Applying one approach to the entire corpus. Most enterprise document libraries mix document types: some clean PDFs, some scanned reports, some complex layouts. A routing layer, using text chunking for clean PDFs, OCR for moderate-quality scans, and VLM or ColPali for complex layouts, reduces ingestion cost significantly without sacrificing accuracy. Classify at ingestion time. Route accordingly. This is standard practice at production scale, not a premature optimization.
Treating extraction accuracy as retrieval accuracy. They are separate metrics. A pipeline can extract every table correctly and still fail to retrieve the right table for a given query because the chunk lacks enough semantic context. Evaluate both layers independently, with separate test sets, before declaring the system production-ready.
How to Build a Production-Ready Document AI Strategy
Start with a corpus audit. What share of your documents contain charts, tables, scanned pages, or non-text content? That single number tells you whether text-only retrieval covers your needs or whether a more capable pipeline is the right call.
If the audit shows a significant non-text portion, start with OCR plus structured extraction.
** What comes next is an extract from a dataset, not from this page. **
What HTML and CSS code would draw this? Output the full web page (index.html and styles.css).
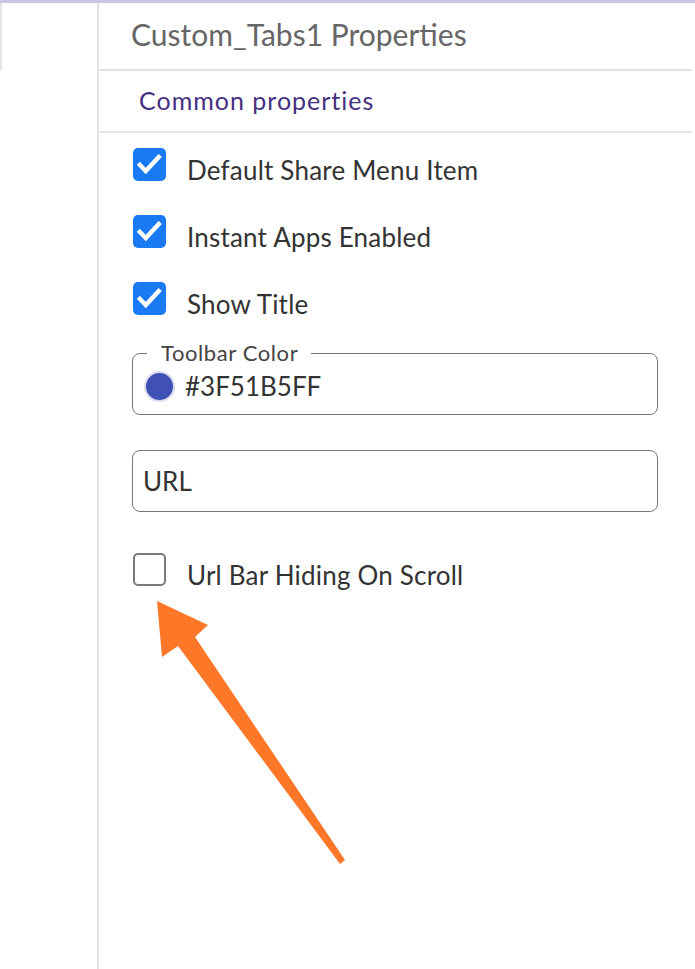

It is the cheapest, the easiest to debug, and sufficient for a meaningful share of enterprise document types. Layer in VLM or ColPali only where OCR accuracy on your evaluation set falls short.
Build your evaluation set before you choose your architecture, not after. Include questions that can only be answered from tables, charts, or image-encoded sections. Evaluate at the extraction layer and the retrieval layer separately. Most teams skip this step. Most teams also find out why they should not have, a few weeks after launch.
Text-only retrieval is not the wrong answer. It is an incomplete answer for the documents most enterprise knowledge bases actually contain. The right document AI approach depends on your corpus, your query patterns, and your latency budget, not on what performed well on a clean-text demo. The teams that close the production accuracy gap fastest are the ones who measured first.